UTF-8 was made with a few constraints in mind. First, it had to be compatible with ASCII, which means all value bellow 128 must be encoded as this. In addition, none of the remaining bytes in the multibyte encoding must be in the 0 – 127 range, so legacy software wouldn’t confuse them for ASCII characters. As text processing is often performance critical, it needed to be decodable quickly. Finally, decoding would happen forward, but also backward.

UTF-8 ‘s first byte is made of a variable numbers of 1, followed by a 0, and then actual bits from the data. The number of ones indicate the number of bytes this value uses. For one byte values, the number of ones would be 0, and, as a result, integer in the 0 – 127 range can be encoded as themselves (they all start with a 0 bit). This means that, contrary to the LEB style of encoding, the number of bytes is known up-front and this can be leveraged to increase ILP when forward decoding.

Following bytes are started by 10, and then 6 buts of payload. This is necessary so that none of theses bytes ends up in the 0 – 127 range, but also to help backward decoding.

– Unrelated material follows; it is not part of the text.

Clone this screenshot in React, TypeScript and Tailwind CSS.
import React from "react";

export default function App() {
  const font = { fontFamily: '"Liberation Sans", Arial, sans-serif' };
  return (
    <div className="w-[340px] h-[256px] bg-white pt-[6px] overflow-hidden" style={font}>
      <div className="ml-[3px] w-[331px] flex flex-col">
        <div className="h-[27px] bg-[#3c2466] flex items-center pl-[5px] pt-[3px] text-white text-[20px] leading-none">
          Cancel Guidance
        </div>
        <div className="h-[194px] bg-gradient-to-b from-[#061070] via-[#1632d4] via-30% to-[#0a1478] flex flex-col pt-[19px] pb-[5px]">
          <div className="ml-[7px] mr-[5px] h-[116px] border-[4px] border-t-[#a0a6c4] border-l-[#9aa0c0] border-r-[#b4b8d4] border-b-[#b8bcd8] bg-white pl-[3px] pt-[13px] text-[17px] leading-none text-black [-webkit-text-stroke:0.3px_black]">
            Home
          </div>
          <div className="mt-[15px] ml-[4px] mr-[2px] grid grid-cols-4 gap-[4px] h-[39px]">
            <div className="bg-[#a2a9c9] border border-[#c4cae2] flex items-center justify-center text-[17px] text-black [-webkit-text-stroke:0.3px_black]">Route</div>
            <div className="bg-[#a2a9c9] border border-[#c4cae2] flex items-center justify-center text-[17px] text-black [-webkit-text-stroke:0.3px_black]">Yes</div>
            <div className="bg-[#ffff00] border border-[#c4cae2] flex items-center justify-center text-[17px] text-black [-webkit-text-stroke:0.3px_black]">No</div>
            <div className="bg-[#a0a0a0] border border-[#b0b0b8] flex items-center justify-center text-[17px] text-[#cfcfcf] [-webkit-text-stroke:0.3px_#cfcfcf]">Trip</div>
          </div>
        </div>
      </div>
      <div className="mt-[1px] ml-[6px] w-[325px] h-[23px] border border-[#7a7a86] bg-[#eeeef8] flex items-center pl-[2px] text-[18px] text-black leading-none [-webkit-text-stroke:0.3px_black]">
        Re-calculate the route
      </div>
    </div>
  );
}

Because 1 bytes integers start with 0 and 2 bytes ones starts with 110, a bytes starting with 10 is a sure sign that it is within a multi-byte encoding.

Range Encoding
0 .. 2^7 – 1 0xxxxxxx
2^7 .. 2^11 – 1 110xxxxx 10xxxxxx
2^11 .. 2^16 – 1 1110xxxx 10xxxxxx 10xxxxxx
2^16 .. 2^21 – 1 11110xxx 10xxxxxx 10xxxxxx 10xxxxxx
2^21 .. 2^26 – 1 111110xx 10xxxxxx 10xxxxxx 10xxxxxx 10xxxxxx

The UTF-8 encoding is not as efficient in term of space as the previously mentioned encoding, however, it is remarkable that it can achieve such a level of compatibility with raw ASCII, while remaining fairly compact and efficient.

Bitcoin’s var_int

The bitcoin protocol uses a form of variable size encoding for integer, mostly for expressing array like structures. The first byte of the integer is either 0xFD for 3 bytes encoding, 0xFE for 5 bytes encoding, 0xFF for 8 bytes encoding and is considered to be a 1 bytes integer for anything less than 0xFD .

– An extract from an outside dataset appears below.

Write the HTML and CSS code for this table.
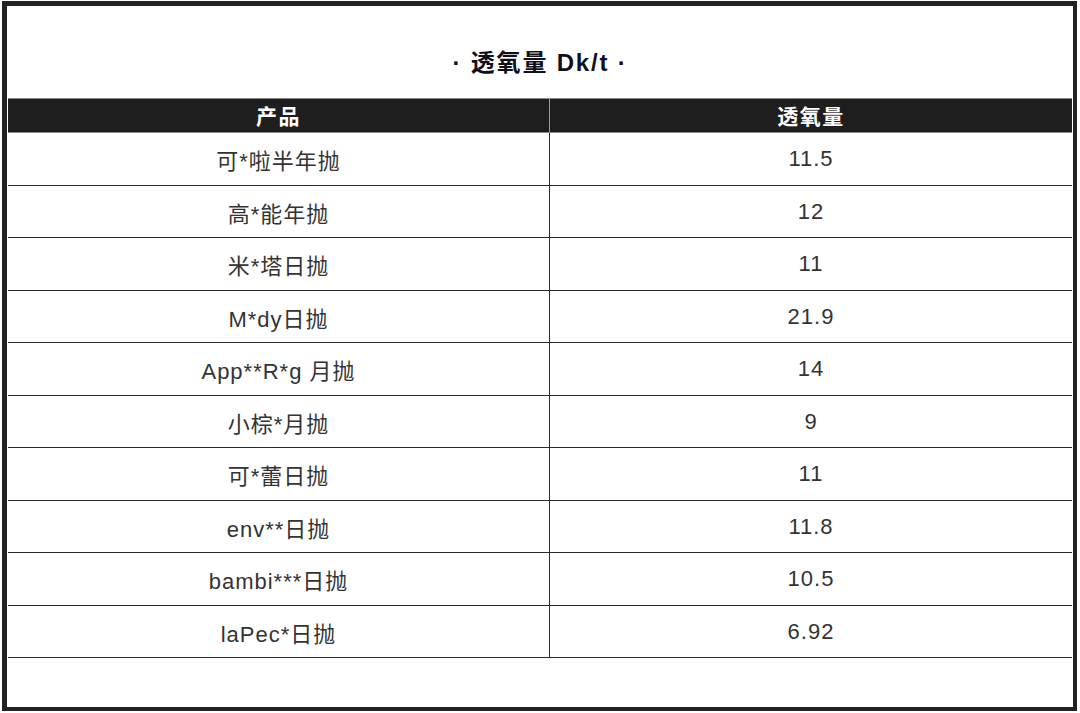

this scheme is quite primitive but is very easy to understand. It encode integer on 1 bytes for values up to 252, but pessimize everything past that point because it require a 1 byte prefix.

Range Encoding
0 .. 252 (1 byte integer)
253 .. 2^16 – 1 0xFD (2 byte integer)
2^16 .. 2^32 – 1 0xFE (4 byte integer)
2^32 .. 2^64 – 1 0xFF (8 byte integer)

Dlugosz’s Variable-Length Integer Encoding

This encoding is used in the ZIP format. It strive to encode small integers efficiently, but also try to have efficient encoding for larger yet common integer formats, such as 128 bits UUID, arbitrarily large integers and has extension points for future encoding. The format uses a header as does UTF-8 , but the header is somewhat more complex and subsequent bytes do not need to start with 10.

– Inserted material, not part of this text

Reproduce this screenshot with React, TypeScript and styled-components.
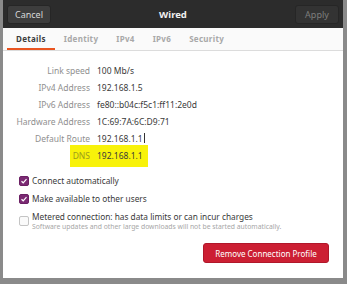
import styled, { createGlobalStyle } from "styled-components";

const GlobalStyle = createGlobalStyle`
  html, body {
    margin: 0;
    padding: 0;
    background: #8c8c8c;
    font-family: "Noto Sans", "DejaVu Sans", sans-serif;
  }
`;

const Backdrop = styled.div`
  width: 347px;
  height: 284px;
  padding: 0 4px 6px 3px;
  box-sizing: border-box;
  background: #8a8a8a;
`;

const Window = styled.div`
  height: 100%;
  background: #ffffff;
  display: flex;
  flex-direction: column;
  overflow: hidden;
`;

const HeaderBar = styled.div`
  height: 28px;
  background: #2c2c2c;
  display: flex;
  align-items: center;
  justify-content: space-between;
  padding: 0 4px;
`;

const HeaderButton = styled.div<{ dim?: boolean }>`
  width: 44px;
  height: 19px;
  border-radius: 3px;
  background: ${({ dim }) => (dim ? "#333333" : "#3d3d3d")};
  border: 1px solid #262626;
  box-sizing: border-box;
  color: ${({ dim }) => (dim ? "#7d7d7d" : "#d8d8d8")};
  font-size: 9px;
  display: flex;
  align-items: center;
  justify-content: center;
`;

const Title = styled.div`
  color: #f0f0f0;
  font-weight: bold;
  font-size: 9.5px;
`;

const TabBar = styled.div`
  height: 22px;
  background: #fafafa;
  border-bottom: 1px solid #dcdcdc;
  display: flex;
  padding-left: 4px;
`;

const Tab = styled.div<{ active?: boolean }>`
  padding: 0 9px;
  display: flex;
  align-items: center;
  font-size: 8px;
  font-weight: bold;
  color: ${({ active }) => (active ? "#3c3c3c" : "#a8a8a8")};
  border-bottom: 2px solid ${({ active }) => (active ? "#e95420" : "transparent")};
  letter-spacing: 0.3px;
`;

const Body = styled.div`
  flex: 1;
  display: flex;
  flex-direction: column;
  padding: 11px 14px 0 16px;
`;

const InfoGrid = styled.div`
  display: grid;
  grid-template-columns: 74px auto;
  column-gap: 7px;
  font-size: 8.5px;
  margin-left: -3px;
`;

const Label = styled.div<{ mark?: boolean }>`
  text-align: right;
  color: ${({ mark }) => (mark ? "#9c9c1c" : "#8f8f8f")};
  height: 17px;
  line-height: 17px;
  white-space: nowrap;
  ${({ mark }) =>
    mark &&
    "background: #f8f20a; margin: -2.5px 0 -2.5px 54px; height: 22px; line-height: 22px;"}
`;

const Value = styled.div<{ mark?: boolean }>`
  color: #3a3a3a;
  height: 17px;
  line-height: 17px;
  white-space: nowrap;
  ${({ mark }) =>
    mark &&
    "background: #f8f20a; width: 51px; margin: -2.5px 0 -2.5px -7px; padding-left: 7px; height: 22px; line-height: 22px;"}
`;

const Caret = styled.span`
  display: inline-block;
  width: 1px;
  height: 10px;
  background: #333;
  vertical-align: -1px;
  margin-left: 1px;
`;

const Checks = styled.div`
  margin-top: 11px;
  display: flex;
  flex-direction: column;
  gap: 6px;
`;

const CheckRow = styled.div`
  display: flex;
  align-items: flex-start;
  gap: 3px;
`;

const Box = styled.div<{ checked?: boolean; low?: boolean }>`
  width: 10px;
  height: 10px;
  border-radius: 2px;
  box-sizing: border-box;
  margin-top: ${({ low }) => (low ? "5px" : "1px")};
  flex-shrink: 0;
  background: ${({ checked }) => (checked ? "#7b2a73" : "#fafafa")};
  border: 1px solid ${({ checked }) => (checked ? "#6b2064" : "#c4c4c4")};
  display: flex;
  align-items: center;
  justify-content: center;
`;

const CheckText = styled.div`
  font-size: 8.3px;
  color: #3a3a3a;
  line-height: 12px;
`;

const SubText = styled.div`
  font-size: 6.8px;
  color: #a6a6a6;
  line-height: 7px;
  white-space: nowrap;
`;

const Footer = styled.div`
  display: flex;
  justify-content: flex-end;
  margin-top: 13px;
`;

const DangerButton = styled.div`
  width: 126px;
  height: 20px;
  background: #cc1f33;
  border: 1px solid #b0172a;
  box-sizing: border-box;
  border-radius: 3px;
  color: #ffffff;
  font-size: 8px;
  display: flex;
  align-items: center;
  justify-content: center;
`;

const Tick = () => (
  <svg width="8" height="8" viewBox="0 0 8 8">
    <path d="M1.5 4.2 L3.2 5.8 L6.5 2.2" fill="none" stroke="#ffffff" strokeWidth="1.2" />
  </svg>
);

const rows: [string, string][] = [
  ["Link speed", "100 Mb/s"],
  ["IPv4 Address", "192.168.1.5"],
  ["IPv6 Address", "fe80::b04c:f5c1:ff11:2e0d"],
  ["Hardware Address", "1C:69:7A:6C:D9:71"],
];

export default function App() {
  return (
    <>
      <GlobalStyle />
      <Backdrop>
        <Window>
          <HeaderBar>
            <HeaderButton>Cancel</HeaderButton>
            <Title>Wired</Title>
            <HeaderButton dim>Apply</HeaderButton>
          </HeaderBar>
          <TabBar>
            <Tab active>Details</Tab>
            <Tab>Identity</Tab>
            <Tab>IPv4</Tab>
            <Tab>IPv6</Tab>
            <Tab>Security</Tab>
          </TabBar>
          <Body>
            <InfoGrid>
              {rows.flatMap(([l, v]) => [
                <Label key={l}>{l}</Label>,
                <Value key={v}>{v}</Value>,
              ])}
              <Label>Default Route</Label>
              <Value>
                192.168.1.1<Caret />
              </Value>
              <Label mark>DNS</Label>
              <Value mark>192.168.1.1</Value>
            </InfoGrid>
            <Checks>
              <CheckRow>
                <Box checked>
                  <Tick />
                </Box>
                <CheckText>Connect automatically</CheckText>
              </CheckRow>
              <CheckRow>
                <Box checked>
                  <Tick />
                </Box>
                <CheckText>Make available to other users</CheckText>
              </CheckRow>
              <CheckRow>
                <Box low />
                <div>
                  <CheckText>Metered connection: has data limits or can incur charges</CheckText>
                  <SubText>Software updates and other large downloads will not be started automatically.</SubText>
                </div>
              </CheckRow>
            </Checks>
            <Footer>
              <DangerButton>Remove Connection Profile</DangerButton>
            </Footer>
          </Body>
        </Window>
      </Backdrop>
    </>
  );
}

Follow that link to learn more about Dlugosz’ Variable-Length Integer Encoding.

Putting it all together

All these formats strike different trade offs. However, most do have some inherent inefficiencies. For instance, most of these formats offer redundant ways to encode small numbers as large number encoding can also be used to store small numbers. The range that large numbers can encode could by offsetting it by the largest value the previous range can encode. This comes at the cost of one addition per encoding/decoding, which is relatively cheap. While the range that one would win isn’t that great, it is sometime a problem to not have a canonical representation of numbers, and, in these case, a range check needs to be performed anyway, and that’s no less expensive than the addition, but do not extend the range.